XID+ takes a different philosophy. Catalogues are a form of data compression. OK in some cases, not so much in others, i.e. confused images: catalogue compression loses correlation information. Ideally, science should be done without compression.

XID+ provides a framework to cross identify galaxies we know about in different maps, with the idea that it can be extended to do science with the maps!!

Philosophy:

  • build a probabilistic generative model for the SPIRE maps

  • Infer model on SPIRE maps

Bayes Theorem

\(p(\mathbf{f}|\mathbf{d}) \propto p(\mathbf{d}|\mathbf{f}) \times p(\mathbf{f})\)

In order to carry out Bayesian inference, we need a model to carry out inference on.

For the SPIRE maps, our model is quite simple, with likelihood defined as: \(L = p(\mathbf{d}|\mathbf{f}) \propto |\mathbf{N_d}|^{-1/2} \exp\big\{ -\frac{1}{2}(\mathbf{d}-\mathbf{Af})^T\mathbf{N_d}^{-1}(\mathbf{d}-\mathbf{Af})\big\}\)

where: \(\mathbf{N_{d,ii}} =\sigma_{inst.,ii}^2+\sigma_{conf.}^2\)

Simplest model for XID+ assumes following:

  • All sources are known and have positive flux (fi)

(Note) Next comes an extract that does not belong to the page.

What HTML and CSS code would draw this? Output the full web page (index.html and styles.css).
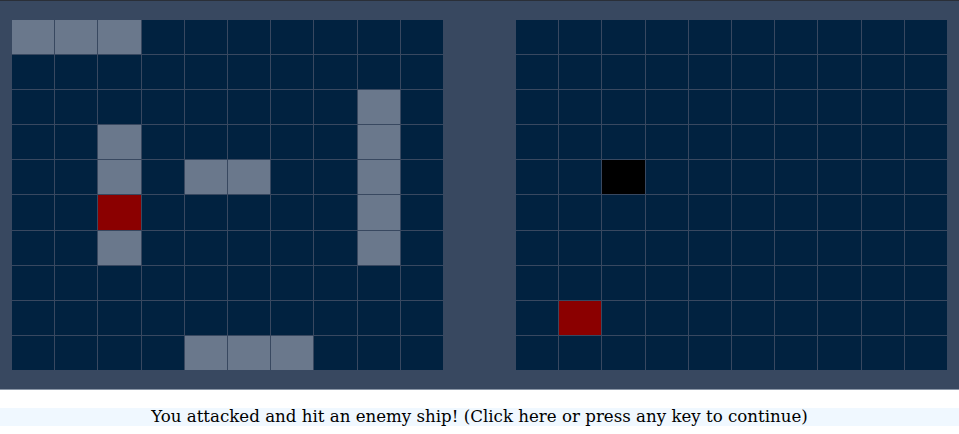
FILE: index.html
```html
<!DOCTYPE html>
<html>
<head>
<meta charset="utf-8">
<link rel="stylesheet" href="styles.css">
</head>
<body>
<div class="game">
  <div class="board" id="own"></div>
  <div class="board" id="enemy"></div>
</div>
<div class="message">You attacked and hit an enemy ship! (Click here or press any key to continue)</div>
<script>
function build(id, marks) {
  var b = document.getElementById(id);
  for (var r = 0; r < 10; r++) {
    for (var c = 0; c < 10; c++) {
      var d = document.createElement('div');
      d.className = 'cell' + (marks[r + ',' + c] ? ' ' + marks[r + ',' + c] : '');
      b.appendChild(d);
    }
  }
}
var own = {};
['0,0','0,1','0,2','2,8','3,8','4,8','5,8','6,8','3,2','4,2','6,2','4,4','4,5','9,4','9,5','9,6'].forEach(function(k){ own[k]='ship'; });
own['5,2'] = 'hit';
build('own', own);
build('enemy', {'4,2':'miss','8,1':'hit'});
</script>
</body>
</html>
```
FILE: styles.css
```css
html, body {
  margin: 0;
  padding: 0;
  background: #ffffff;
}
.game {
  border-top: 1px solid #2a2f38;
  border-bottom: 1px solid #8a96a6;
  background: #384860;
  padding: 19px 12px 19px 12px;
  display: flex;
  justify-content: space-between;
}
.board {
  width: 431px;
  height: 350px;
  display: grid;
  grid-template-columns: repeat(10, 1fr);
  grid-template-rows: repeat(10, 1fr);
  gap: 1px;
}
.cell {
  background: #012240;
}
.cell.ship {
  background: #6a788c;
}
.cell.hit {
  background: #8b0000;
}
.cell.miss {
  background: #000000;
}
.message {
  margin-top: 18px;
  background: #f0f8ff;
  text-align: center;
  font-family: "DejaVu Serif", serif;
  font-size: 16.65px;
  line-height: 18px;
}
```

  • A global background (B) contributes to all pixels

  • PRF is fixed and known

  • Confusion noise is constant and not correlated across pixels

    Because we are getting the joint probability distribution, our model is generative i.e. given parameters, we generate data and vica-versa

Compared to discriminative model (i.e. neural network), which only obtains conditional probability distribution i.e. Neural network, give inputs, get output. Can’t go other way’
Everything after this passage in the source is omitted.